We were married straight out of university and settled down to a couple of graduate jobs in the city and it was a few years before we started to think about a family.
After having our birth child we felt it was right to explore adoption. Originally we were considering, and pursuing, international adoption through my husband's links abroad but as we looked more we realised how much need there was in our own country on our doorstep. We prayed for guidance and when it came time to start the process, the country we had been looking into closed its borders to international adoption. That was our decision made. We called a few agencies and finally made the decision to go through the process with a local council.
The journey to approval was long. All in all about 18 months from the initial meeting to the approval panel and yes, there was doubt through the whole thing. Was it worth it? Can we really do this? Is this really God's will for our family? Let's just have more birth children… But something inside kept us on track and we made it through what turned out to be the easy part.
Anyone who's been through the process can tell you about the waiting. I just didn't realise how hard this next step post-approval would be. Months went by and nothing. Then slowly but surely we came across profiles that seemed promising but one after one we were rejected as a potential match. The first few rejections were the hardest but after about eight or nine I started to feel numb to the pain. We made it as far as being down to the last two or three families for a couple of children and these rejections were like full on body blows when they picked the other families.

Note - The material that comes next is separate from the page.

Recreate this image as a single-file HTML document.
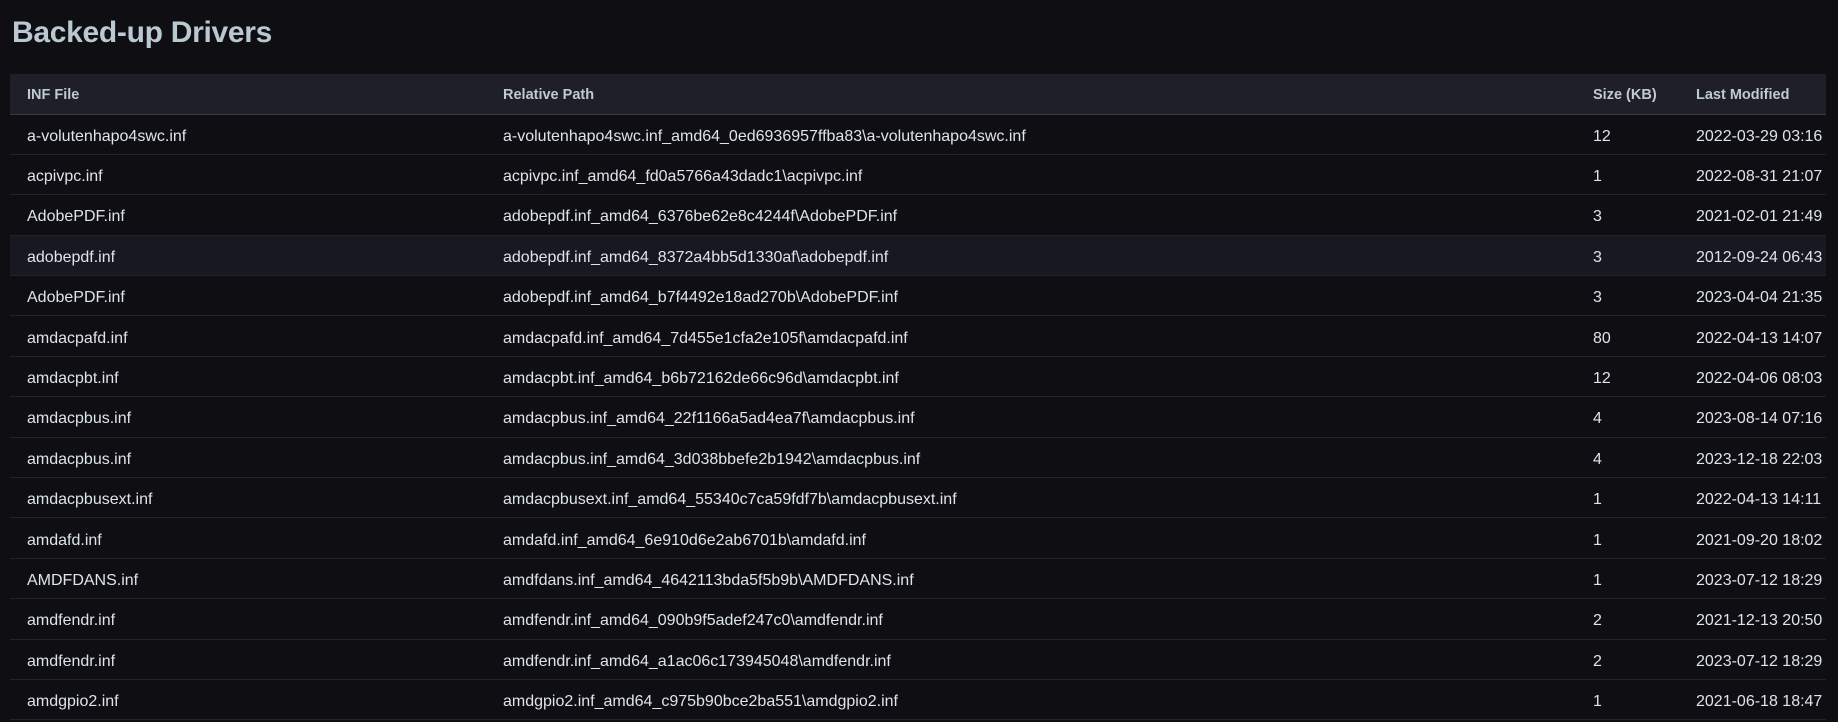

I couldn't understand why it was so hard, especially when I knew deep down that this was God's will for us. The only comfort I found was believing that those children were placed with families that could better meet their needs and that there was another child out there who needed us.
After 19 months post approval, just over three years since our first meeting, we got the call. We got the paperwork and everything we'd considered down to the last detail was in those papers. We couldn’t believe it. Our social worker couldn’t believe it! All those tiny unspoken prayers hoping for the right child for our family were answered, even down to the name that we believed had been placed on our hearts so many years ago.
We are thrilled to say that we are now a family of four and it was worth it. All the pain, all the uncertainty was worth it. And for our little one, I’d do it all again in a heartbeat. We are now their forever family.